### Task prompt
Reproduce every line of the listing as written, apart from the pictures.

### Collected data
[BEGIN]
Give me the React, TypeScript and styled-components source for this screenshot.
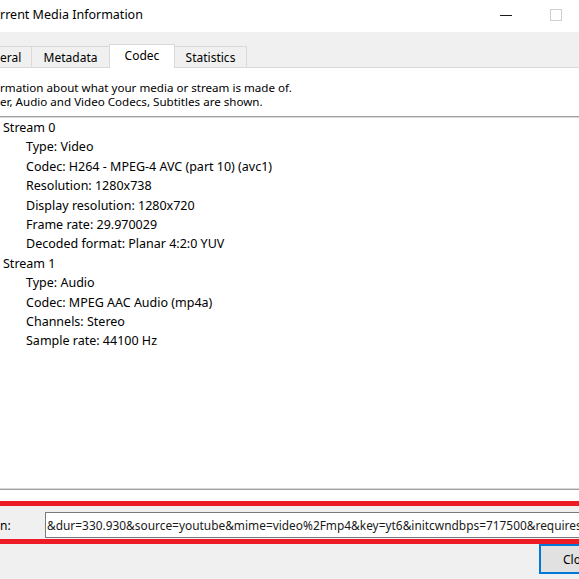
import React from "react";
import styled, { createGlobalStyle } from "styled-components";

const Global = createGlobalStyle`
  html, body { margin: 0; padding: 0; }
  body {
    width: 579px;
    height: 579px;
    overflow: hidden;
    background: #f0f0f0;
    font-family: "Noto Sans", "Open Sans", sans-serif;
    color: #000;
  }
`;

const Window = styled.div`
  width: 579px;
  height: 579px;
  display: flex;
  flex-direction: column;
  overflow: hidden;
  font-size: 12px;
`;

const TitleBar = styled.div`
  height: 32px;
  flex: none;
  background: #fff;
  display: flex;
  align-items: center;
`;

const Title = styled.div`
  flex: 1;
  font-size: 12.5px;
  padding-bottom: 3px;
`;

const Controls = styled.div`
  display: flex;
  align-items: center;
  gap: 38px;
  margin-right: 17px;
  padding-bottom: 3px;
`;

const MinGlyph = styled.div`
  width: 12px;
  height: 1px;
  background: #1a1a1a;
  margin-top: 2px;
`;

const MaxGlyph = styled.div`
  width: 10px;
  height: 10px;
  border: 1px solid #cfcfcf;
`;

const TabBar = styled.div`
  height: 35px;
  flex: none;
  display: flex;
  align-items: flex-end;
  background: #f0f0f0;
`;

const Tab = styled.div<{ $active?: boolean; $w: number; $clipped?: boolean }>`
  width: ${(p) => p.$w}px;
  height: ${(p) => (p.$active ? 24 : 21)}px;
  box-sizing: border-box;
  border: 1px solid #d9d9d9;
  border-bottom: none;
  border-left: ${(p) => (p.$clipped ? "none" : "1px solid #d9d9d9")};
  margin-left: ${(p) => (p.$clipped ? 0 : -1)}px;
  background: ${(p) => (p.$active ? "#fff" : "#f0f0f0")};
  display: flex;
  align-items: center;
  justify-content: ${(p) => (p.$clipped ? "flex-start" : "center")};
  padding-bottom: ${(p) => (p.$active ? 3 : 0)}px;
  font-size: 12px;
  position: relative;
  z-index: ${(p) => (p.$active ? 1 : 0)};
  margin-bottom: ${(p) => (p.$active ? -1 : 0)}px;
`;

const Page = styled.div`
  height: 433px;
  flex: none;
  background: #fff;
  border-top: 1px solid #d9d9d9;
  display: flex;
  flex-direction: column;
`;

const Description = styled.div`
  padding-top: 13px;
  line-height: 14px;
  height: 35px;
  font-size: 11.6px;
  white-space: nowrap;
`;

const Tree = styled.div`
  height: 374px;
  flex: none;
  border-top: 1px solid #a0a0a0;
  border-bottom: 1px solid #a0a0a0;
  box-shadow: inset 0 1px 0 #d8d8d8, inset 0 -1px 0 #d8d8d8;
  padding-top: 1px;
  box-sizing: border-box;
`;

const Row = styled.div<{ $depth: number }>`
  height: 19.4px;
  line-height: 19.4px;
  padding-left: ${(p) => (p.$depth ? 26 : 3)}px;
  font-size: 12.5px;
  white-space: nowrap;
`;

const LocationRow = styled.div`
  flex: none;
  border-top: 5px solid #ed1c24;
  border-bottom: 5px solid #ed1c24;
  padding: 6px 0 1px 0;
  display: flex;
  align-items: center;
`;

const Label = styled.div`
  width: 45px;
  font-size: 12px;
  flex: none;
`;

const Input = styled.div`
  flex: 1;
  height: 26px;
  box-sizing: border-box;
  background: #fff;
  border: 1px solid #7a7a7a;
  border-right: none;
  display: flex;
  align-items: center;
  padding-left: 1px;
  overflow: hidden;
  white-space: nowrap;
  font-size: 11.9px;
  color: #1a1a1a;
`;

const Footer = styled.div`
  flex: 1;
  display: flex;
  justify-content: flex-end;
  align-items: flex-start;
  background: #f0f0f0;
`;

const Button = styled.div`
  width: 75px;
  height: 30px;
  flex: none;
  box-sizing: border-box;
  margin-right: -35px;
  border: 2px solid #0078d7;
  background: #e1e1e1;
  display: flex;
  align-items: center;
  padding-left: 22px;
  font-size: 12px;
`;

const tree: { text: string; depth: number }[] = [
  { text: "Stream 0", depth: 0 },
  { text: "Type: Video", depth: 1 },
  { text: "Codec: H264 - MPEG-4 AVC (part 10) (avc1)", depth: 1 },
  { text: "Resolution: 1280x738", depth: 1 },
  { text: "Display resolution: 1280x720", depth: 1 },
  { text: "Frame rate: 29.970029", depth: 1 },
  { text: "Decoded format: Planar 4:2:0 YUV", depth: 1 },
  { text: "Stream 1", depth: 0 },
  { text: "Type: Audio", depth: 1 },
  { text: "Codec: MPEG AAC Audio (mp4a)", depth: 1 },
  { text: "Channels: Stereo", depth: 1 },
  { text: "Sample rate: 44100 Hz", depth: 1 },
];

export default function App() {
  return (
    <>
      <Global />
      <Window>
        <TitleBar>
          <Title>rrent Media Information</Title>
          <Controls>
            <MinGlyph />
            <MaxGlyph />
          </Controls>
        </TitleBar>
        <TabBar>
          <Tab $w={32} $clipped>
            eral
          </Tab>
          <Tab $w={79}>Metadata</Tab>
          <Tab $w={66} $active>
            Codec
          </Tab>
          <Tab $w={73}>Statistics</Tab>
        </TabBar>
        <Page>
          <Description>
            rmation about what your media or stream is made of.
            <br />
            er, Audio and Video Codecs, Subtitles are shown.
          </Description>
          <Tree>
            {tree.map((r, i) => (
              <Row key={i} $depth={r.depth}>
                {r.text}
              </Row>
            ))}
          </Tree>
        </Page>
        <LocationRow>
          <Label>n:</Label>
          <Input>
            &amp;dur=330.930&amp;source=youtube&amp;mime=video%2Fmp4&amp;key=yt6&amp;initcwndbps=717500&amp;requiressl=yes
          </Input>
        </LocationRow>
        <Footer>
          <Button>Close</Button>
        </Footer>
      </Window>
    </>
  );
}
[END]
### Problem solution
Give me the React, TypeScript and styled-components source for this screenshot.
import React from "react";
import styled, { createGlobalStyle } from "styled-components";

const Global = createGlobalStyle`
  html, body { margin: 0; padding: 0; }
  body {
    width: 579px;
    height: 579px;
    overflow: hidden;
    background: #f0f0f0;
    font-family: "Noto Sans", "Open Sans", sans-serif;
    color: #000;
  }
`;

const Window = styled.div`
  width: 579px;
  height: 579px;
  display: flex;
  flex-direction: column;
  overflow: hidden;
  font-size: 12px;
`;

const TitleBar = styled.div`
  height: 32px;
  flex: none;
  background: #fff;
  display: flex;
  align-items: center;
`;

const Title = styled.div`
  flex: 1;
  font-size: 12.5px;
  padding-bottom: 3px;
`;

const Controls = styled.div`
  display: flex;
  align-items: center;
  gap: 38px;
  margin-right: 17px;
  padding-bottom: 3px;
`;

const MinGlyph = styled.div`
  width: 12px;
  height: 1px;
  background: #1a1a1a;
  margin-top: 2px;
`;

const MaxGlyph = styled.div`
  width: 10px;
  height: 10px;
  border: 1px solid #cfcfcf;
`;

const TabBar = styled.div`
  height: 35px;
  flex: none;
  display: flex;
  align-items: flex-end;
  background: #f0f0f0;
`;

const Tab = styled.div<{ $active?: boolean; $w: number; $clipped?: boolean }>`
  width: ${(p) => p.$w}px;
  height: ${(p) => (p.$active ? 24 : 21)}px;
  box-sizing: border-box;
  border: 1px solid #d9d9d9;
  border-bottom: none;
  border-left: ${(p) => (p.$clipped ? "none" : "1px solid #d9d9d9")};
  margin-left: ${(p) => (p.$clipped ? 0 : -1)}px;
  background: ${(p) => (p.$active ? "#fff" : "#f0f0f0")};
  display: flex;
  align-items: center;
  justify-content: ${(p) => (p.$clipped ? "flex-start" : "center")};
  padding-bottom: ${(p) => (p.$active ? 3 : 0)}px;
  font-size: 12px;
  position: relative;
  z-index: ${(p) => (p.$active ? 1 : 0)};
  margin-bottom: ${(p) => (p.$active ? -1 : 0)}px;
`;

const Page = styled.div`
  height: 433px;
  flex: none;
  background: #fff;
  border-top: 1px solid #d9d9d9;
  display: flex;
  flex-direction: column;
`;

const Description = styled.div`
  padding-top: 13px;
  line-height: 14px;
  height: 35px;
  font-size: 11.6px;
  white-space: nowrap;
`;

const Tree = styled.div`
  height: 374px;
  flex: none;
  border-top: 1px solid #a0a0a0;
  border-bottom: 1px solid #a0a0a0;
  box-shadow: inset 0 1px 0 #d8d8d8, inset 0 -1px 0 #d8d8d8;
  padding-top: 1px;
  box-sizing: border-box;
`;

const Row = styled.div<{ $depth: number }>`
  height: 19.4px;
  line-height: 19.4px;
  padding-left: ${(p) => (p.$depth ? 26 : 3)}px;
  font-size: 12.5px;
  white-space: nowrap;
`;

const LocationRow = styled.div`
  flex: none;
  border-top: 5px solid #ed1c24;
  border-bottom: 5px solid #ed1c24;
  padding: 6px 0 1px 0;
  display: flex;
  align-items: center;
`;

const Label = styled.div`
  width: 45px;
  font-size: 12px;
  flex: none;
`;

const Input = styled.div`
  flex: 1;
  height: 26px;
  box-sizing: border-box;
  background: #fff;
  border: 1px solid #7a7a7a;
  border-right: none;
  display: flex;
  align-items: center;
  padding-left: 1px;
  overflow: hidden;
  white-space: nowrap;
  font-size: 11.9px;
  color: #1a1a1a;
`;

const Footer = styled.div`
  flex: 1;
  display: flex;
  justify-content: flex-end;
  align-items: flex-start;
  background: #f0f0f0;
`;

const Button = styled.div`
  width: 75px;
  height: 30px;
  flex: none;
  box-sizing: border-box;
  margin-right: -35px;
  border: 2px solid #0078d7;
  background: #e1e1e1;
  display: flex;
  align-items: center;
  padding-left: 22px;
  font-size: 12px;
`;

const tree: { text: string; depth: number }[] = [
  { text: "Stream 0", depth: 0 },
  { text: "Type: Video", depth: 1 },
  { text: "Codec: H264 - MPEG-4 AVC (part 10) (avc1)", depth: 1 },
  { text: "Resolution: 1280x738", depth: 1 },
  { text: "Display resolution: 1280x720", depth: 1 },
  { text: "Frame rate: 29.970029", depth: 1 },
  { text: "Decoded format: Planar 4:2:0 YUV", depth: 1 },
  { text: "Stream 1", depth: 0 },
  { text: "Type: Audio", depth: 1 },
  { text: "Codec: MPEG AAC Audio (mp4a)", depth: 1 },
  { text: "Channels: Stereo", depth: 1 },
  { text: "Sample rate: 44100 Hz", depth: 1 },
];

export default function App() {
  return (
    <>
      <Global />
      <Window>
        <TitleBar>
          <Title>rrent Media Information</Title>
          <Controls>
            <MinGlyph />
            <MaxGlyph />
          </Controls>
        </TitleBar>
        <TabBar>
          <Tab $w={32} $clipped>
            eral
          </Tab>
          <Tab $w={79}>Metadata</Tab>
          <Tab $w={66} $active>
            Codec
          </Tab>
          <Tab $w={73}>Statistics</Tab>
        </TabBar>
        <Page>
          <Description>
            rmation about what your media or stream is made of.
            <br />
            er, Audio and Video Codecs, Subtitles are shown.
          </Description>
          <Tree>
            {tree.map((r, i) => (
              <Row key={i} $depth={r.depth}>
                {r.text}
              </Row>
            ))}
          </Tree>
        </Page>
        <LocationRow>
          <Label>n:</Label>
          <Input>
            &amp;dur=330.930&amp;source=youtube&amp;mime=video%2Fmp4&amp;key=yt6&amp;initcwndbps=717500&amp;requiressl=yes
          </Input>
        </LocationRow>
        <Footer>
          <Button>Close</Button>
        </Footer>
      </Window>
    </>
  );
}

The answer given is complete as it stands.